→ AIM
Faithfully return all lines, omitting every embedded picture.
※
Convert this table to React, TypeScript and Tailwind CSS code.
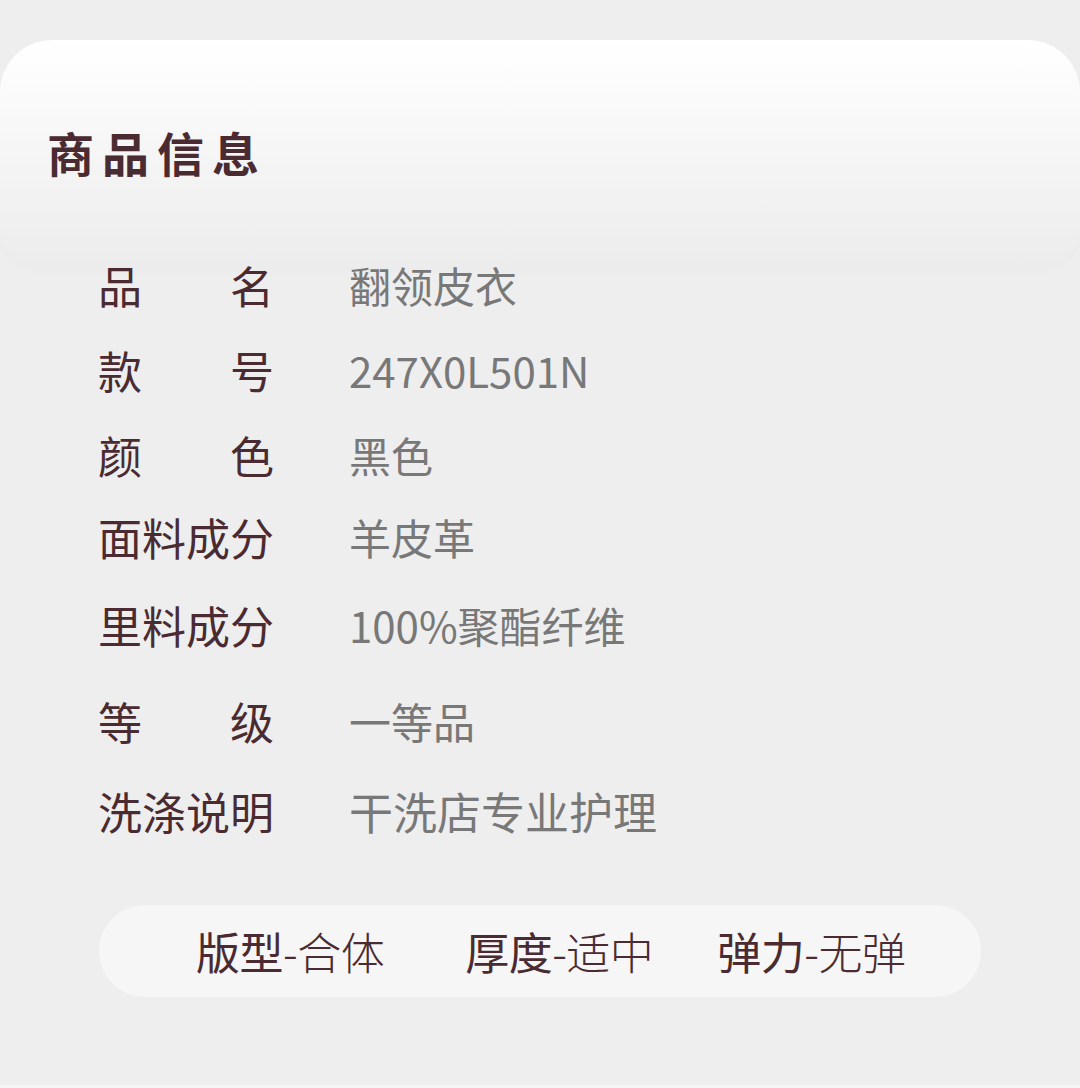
import React from "react";

const rows: { label: string; value: string; mt: string; size: string }[] = [
  { label: "品名", value: "翻领皮衣", mt: "mt-[-5px]", size: "text-[42px]" },
  { label: "款号", value: "247X0L501N", mt: "mt-[41px]", size: "text-[42px]" },
  { label: "颜色", value: "黑色", mt: "mt-[41px]", size: "text-[42px]" },
  { label: "面料成分", value: "羊皮革", mt: "mt-[38px]", size: "text-[42px]" },
  { label: "里料成分", value: "100%聚酯纤维", mt: "mt-[44px]", size: "text-[42px]" },
  { label: "等级", value: "一等品", mt: "mt-[52px]", size: "text-[42px]" },
  { label: "洗涤说明", value: "干洗店专业护理", mt: "mt-[46px]", size: "text-[44px]" },
];

const tags = [
  { k: "版型", v: "合体", ml: "ml-[97px]" },
  { k: "厚度", v: "适中", ml: "ml-[81px]" },
  { k: "弹力", v: "无弹", ml: "ml-[64px]" },
];

function Label({ text }: { text: string }) {
  if (text.length === 2) {
    return (
      <div className="flex w-[176px] justify-between">
        <span>{text[0]}</span>
        <span>{text[1]}</span>
      </div>
    );
  }
  return <div className="w-[176px]">{text}</div>;
}

export default function App() {
  return (
    <div className="flex min-h-[1088px] flex-col bg-[#eeeeee] pt-[40px] font-['Noto_Sans_CJK_SC',sans-serif] text-[#4a2b31]">
      <div className="flex h-[228px] items-center rounded-t-[52px] rounded-b-[40px] bg-gradient-to-b from-white to-[#ececec] pl-[47px] shadow-[0_4px_10px_rgba(0,0,0,0.015)]">
        <h2 className="mt-[-6px] text-[47px] font-bold leading-none tracking-[8px]">商品信息</h2>
      </div>

      <div className="flex flex-col">
        {rows.map((r) => (
          <div key={r.label} className={`${r.mt} flex h-[44px] items-center pl-[98px] text-[44px] leading-[44px]`}>
            <Label text={r.label} />
            <div className={`ml-[75px] ${r.size} text-[#787878]`}>{r.value}</div>
          </div>
        ))}
      </div>

      <div className="mx-[99px] mt-[72px] flex h-[92px] items-center rounded-full bg-[#f6f6f6] text-[44px] leading-none tracking-[-0.5px]">
        {tags.map((t) => (
          <div key={t.k} className={`${t.ml} flex items-center`}>
            <span className="font-normal">{t.k}</span>
            <span className="font-light">-{t.v}</span>
          </div>
        ))}
      </div>

      <div className="flex-1" />
      <div className="h-[3px] bg-[#f5f5f5]" />
    </div>
  );
}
※
→ RESPONSE TO THE EXERCISE
Convert this table to React, TypeScript and Tailwind CSS code.
import React from "react";

const rows: { label: string; value: string; mt: string; size: string }[] = [
  { label: "品名", value: "翻领皮衣", mt: "mt-[-5px]", size: "text-[42px]" },
  { label: "款号", value: "247X0L501N", mt: "mt-[41px]", size: "text-[42px]" },
  { label: "颜色", value: "黑色", mt: "mt-[41px]", size: "text-[42px]" },
  { label: "面料成分", value: "羊皮革", mt: "mt-[38px]", size: "text-[42px]" },
  { label: "里料成分", value: "100%聚酯纤维", mt: "mt-[44px]", size: "text-[42px]" },
  { label: "等级", value: "一等品", mt: "mt-[52px]", size: "text-[42px]" },
  { label: "洗涤说明", value: "干洗店专业护理", mt: "mt-[46px]", size: "text-[44px]" },
];

const tags = [
  { k: "版型", v: "合体", ml: "ml-[97px]" },
  { k: "厚度", v: "适中", ml: "ml-[81px]" },
  { k: "弹力", v: "无弹", ml: "ml-[64px]" },
];

function Label({ text }: { text: string }) {
  if (text.length === 2) {
    return (
      <div className="flex w-[176px] justify-between">
        <span>{text[0]}</span>
        <span>{text[1]}</span>
      </div>
    );
  }
  return <div className="w-[176px]">{text}</div>;
}

export default function App() {
  return (
    <div className="flex min-h-[1088px] flex-col bg-[#eeeeee] pt-[40px] font-['Noto_Sans_CJK_SC',sans-serif] text-[#4a2b31]">
      <div className="flex h-[228px] items-center rounded-t-[52px] rounded-b-[40px] bg-gradient-to-b from-white to-[#ececec] pl-[47px] shadow-[0_4px_10px_rgba(0,0,0,0.015)]">
        <h2 className="mt-[-6px] text-[47px] font-bold leading-none tracking-[8px]">商品信息</h2>
      </div>

      <div className="flex flex-col">
        {rows.map((r) => (
          <div key={r.label} className={`${r.mt} flex h-[44px] items-center pl-[98px] text-[44px] leading-[44px]`}>
            <Label text={r.label} />
            <div className={`ml-[75px] ${r.size} text-[#787878]`}>{r.value}</div>
          </div>
        ))}
      </div>

      <div className="mx-[99px] mt-[72px] flex h-[92px] items-center rounded-full bg-[#f6f6f6] text-[44px] leading-none tracking-[-0.5px]">
        {tags.map((t) => (
          <div key={t.k} className={`${t.ml} flex items-center`}>
            <span className="font-normal">{t.k}</span>
            <span className="font-light">-{t.v}</span>
          </div>
        ))}
      </div>

      <div className="flex-1" />
      <div className="h-[3px] bg-[#f5f5f5]" />
    </div>
  );
}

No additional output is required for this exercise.